Motivation:
This is related to a different question I asked in April. It occurred to me while thinking about the sums of uniform random variables and it stuck in my mind because it's the special case of a more general problem:
Given the hyperplane cut of $[-1,1]^N$,$H_{N}=\{\vec{x} \in [-1,1]^N:\sum_{i=1}^N x_i = 0\}$, what is the vertex set of $H_N$?
which reduces to the original question when $N \in 2\mathbb{N}$.
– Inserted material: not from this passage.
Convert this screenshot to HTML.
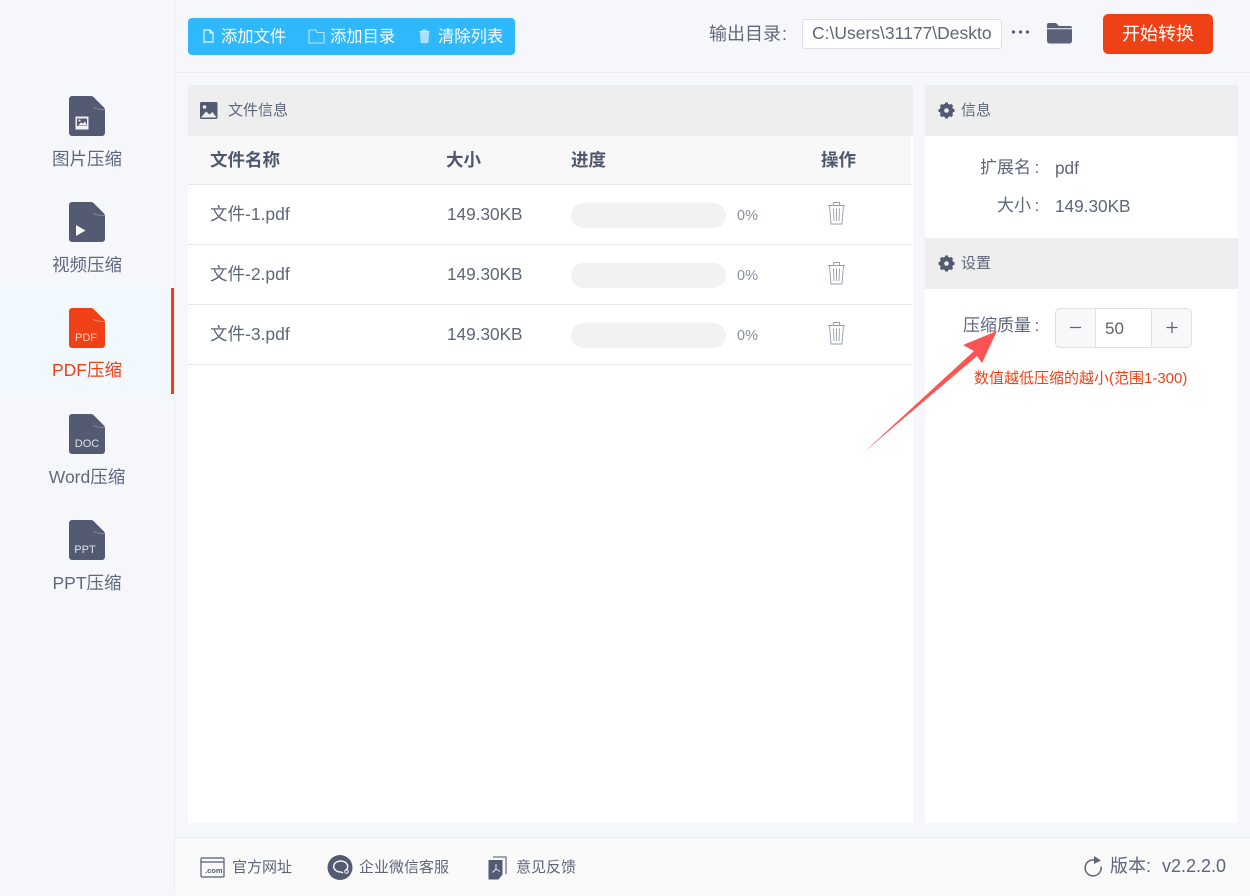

My conjecture for this problem:
I conjecture that:
\begin{equation} V_{2N}=\{\vec{x} \in \{-1,+1\}^{2N}:\sum_{i=1}^{2N} x_i = 0\} \tag{1} \end{equation}
is the smallest set such that $\mathrm{conv}(V_{2N})=H_{2N}$ where we note that:
\begin{equation} \lvert V_{2N} \rvert= {2N \choose N} \tag{2} \end{equation}
and it's relatively easy to show that:
\begin{equation} \mathrm{conv}(V_{2N}) \subset H_{2N} \tag{3} \end{equation}
So far I haven't managed to show that $\mathrm{conv}(V_{2N}) = H_{2N}$ but I have managed to show that if we define:
\begin{equation} \forall k < N, V_{2k}=\{\vec{x} \in H_{2N}:\sum_{i \in \Gamma} x_i = \sum_{j \notin \Gamma} \lvert x_j \rvert = 0 \land \{x_i\}_{i \in \Gamma} \in \{-1,+1\}^{2k} \} \tag{4} \end{equation}
then we have:
\begin{equation} \forall k < N-1, \mathrm{conv}(V_{2k}) \subset \mathrm{conv}(V_{2k+2}) \tag{5} \end{equation}
I have spent some time thinking about this problem and at this point I'm not sure how to proceed. The challenge is basically to show that $V_{2N}$ is the vertex set of $H_{2N}$.